--- start Supplied information ---
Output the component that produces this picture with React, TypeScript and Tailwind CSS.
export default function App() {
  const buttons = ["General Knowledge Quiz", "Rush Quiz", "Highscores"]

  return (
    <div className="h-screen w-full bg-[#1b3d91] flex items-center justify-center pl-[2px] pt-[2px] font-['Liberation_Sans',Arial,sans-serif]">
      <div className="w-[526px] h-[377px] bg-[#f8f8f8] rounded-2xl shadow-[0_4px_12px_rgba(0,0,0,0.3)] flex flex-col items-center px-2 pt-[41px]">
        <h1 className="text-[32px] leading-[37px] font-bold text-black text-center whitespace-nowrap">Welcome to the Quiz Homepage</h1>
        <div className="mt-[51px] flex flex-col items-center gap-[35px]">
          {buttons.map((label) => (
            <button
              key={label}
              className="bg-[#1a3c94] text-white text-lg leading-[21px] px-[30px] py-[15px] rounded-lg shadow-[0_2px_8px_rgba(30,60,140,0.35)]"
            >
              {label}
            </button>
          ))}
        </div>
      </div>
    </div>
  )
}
--- end Supplied information ---
#### To be done:
Extract all of the data above without altering anything.

#### Task solution:
Output the component that produces this picture with React, TypeScript and Tailwind CSS.
export default function App() {
  const buttons = ["General Knowledge Quiz", "Rush Quiz", "Highscores"]

  return (
    <div className="h-screen w-full bg-[#1b3d91] flex items-center justify-center pl-[2px] pt-[2px] font-['Liberation_Sans',Arial,sans-serif]">
      <div className="w-[526px] h-[377px] bg-[#f8f8f8] rounded-2xl shadow-[0_4px_12px_rgba(0,0,0,0.3)] flex flex-col items-center px-2 pt-[41px]">
        <h1 className="text-[32px] leading-[37px] font-bold text-black text-center whitespace-nowrap">Welcome to the Quiz Homepage</h1>
        <div className="mt-[51px] flex flex-col items-center gap-[35px]">
          {buttons.map((label) => (
            <button
              key={label}
              className="bg-[#1a3c94] text-white text-lg leading-[21px] px-[30px] py-[15px] rounded-lg shadow-[0_2px_8px_rgba(30,60,140,0.35)]"
            >
              {label}
            </button>
          ))}
        </div>
      </div>
    </div>
  )
}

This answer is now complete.